Is the Bronx Zoo Elephant Lonely? Free Her

Happy the Asian elephant has been living at the Bronx Zoo for more than 40 years.

She’s 47 years old and has been living alone since 2006, separated from the zoo’s two other elephants ever since a fight led to bad blood.

So is Happy happy? It depends on whom you ask.

The zoo has said many times that Happy is quite content. But an animal rights group has described the situation quite differently, saying that the elephant is being unlawfully imprisoned. So it’s suing the zoo to set Happy free.

The Nonhuman Rights Project is a nonprofit organization that defends “nonhuman animals.” It’s seeking to get Happy — and three other elephants and a handful of chimpanzees — the same legal protections as humans.

It filed a petition on Happy’s behalf.

The group said that by keeping Happy in captivity, the zoo is depriving the elephant of her liberty. Instead, it wants Happy to be moved to an elephant sanctuary where she can make new friends.

The Bronx Zoo’s director called the group’s claims “ludicrous” in a statement. He said the organization was “exploiting the Bronx Zoo elephants to advance their own failing cause.”

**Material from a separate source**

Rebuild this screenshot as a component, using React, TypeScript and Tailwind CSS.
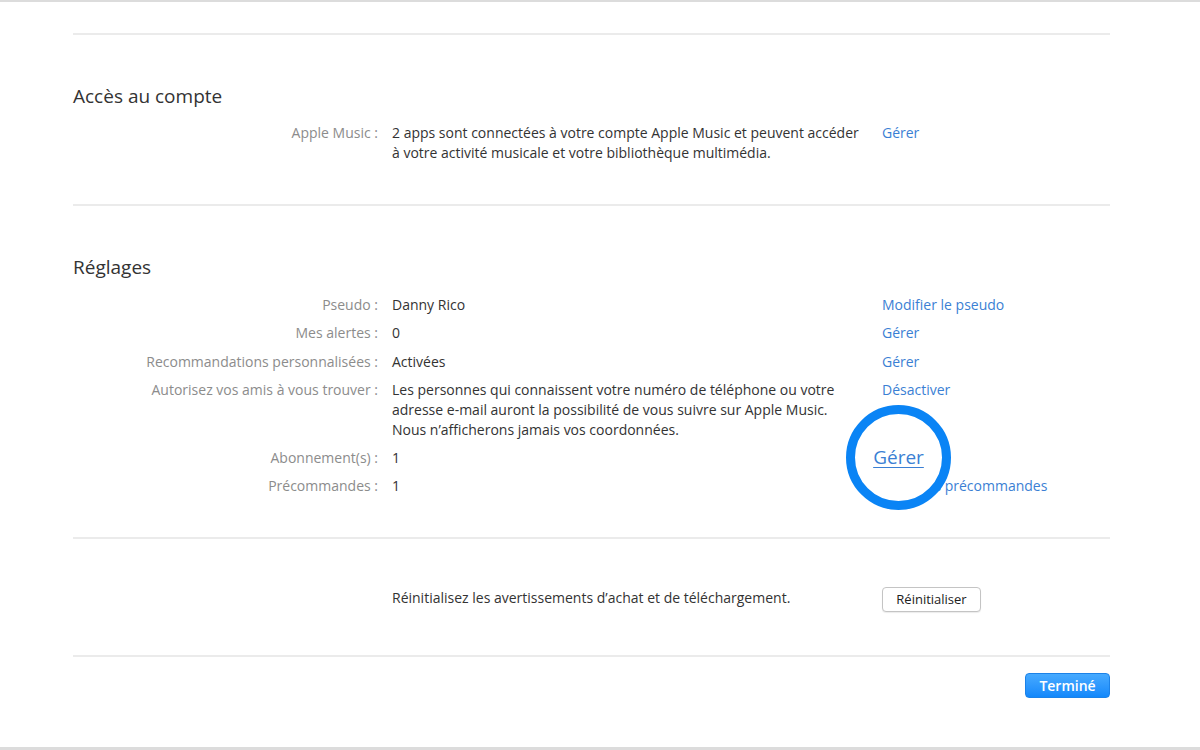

The zoo has issued several statements in recent years saying that Happy is not lonely. In 2016, Mr. Breheny said that Happy has “tactile and auditory” contact with her elephant frenemies.

Even so, Happy’s living conditions have been making animal-rights activists somewhat sad for years. Until 2002, Happy hung out with a fellow elephant named Grumpy (yes, really).

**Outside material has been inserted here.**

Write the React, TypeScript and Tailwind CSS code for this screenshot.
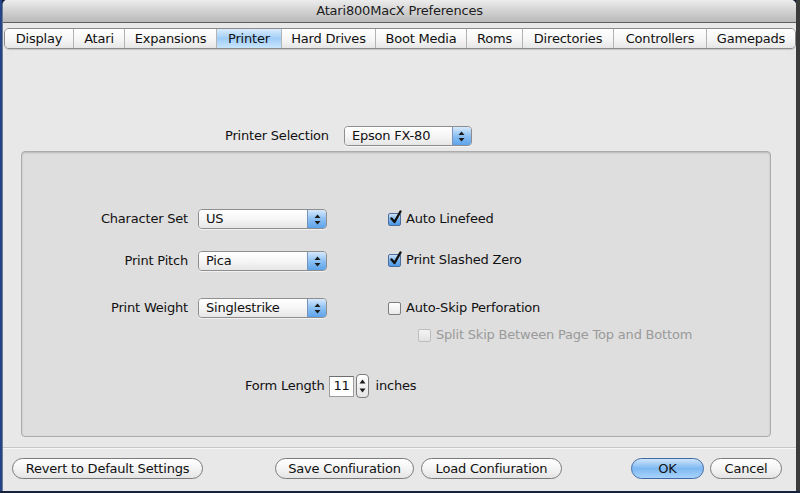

Then, the duo was relocated to an enclosure with two other elephants, Maxine and Patty. Those two elephants charged at Grumpy, who never recovered from the injuries and died. Happy was given another pachyderm partner, Sammy, who died in 2006.

A week later, the Bronx Zoo announced that it would no longer acquire new elephants. Which meant no new roommate for the hapless Happy, who has been flying solo ever since.

Happy’s case isn’t the Nonhuman Rights Project’s first brush with the courts. Also on its client list are three elephants from Connecticut and four chimpanzees. But the group has not yet had success in court for any of the animals it represents.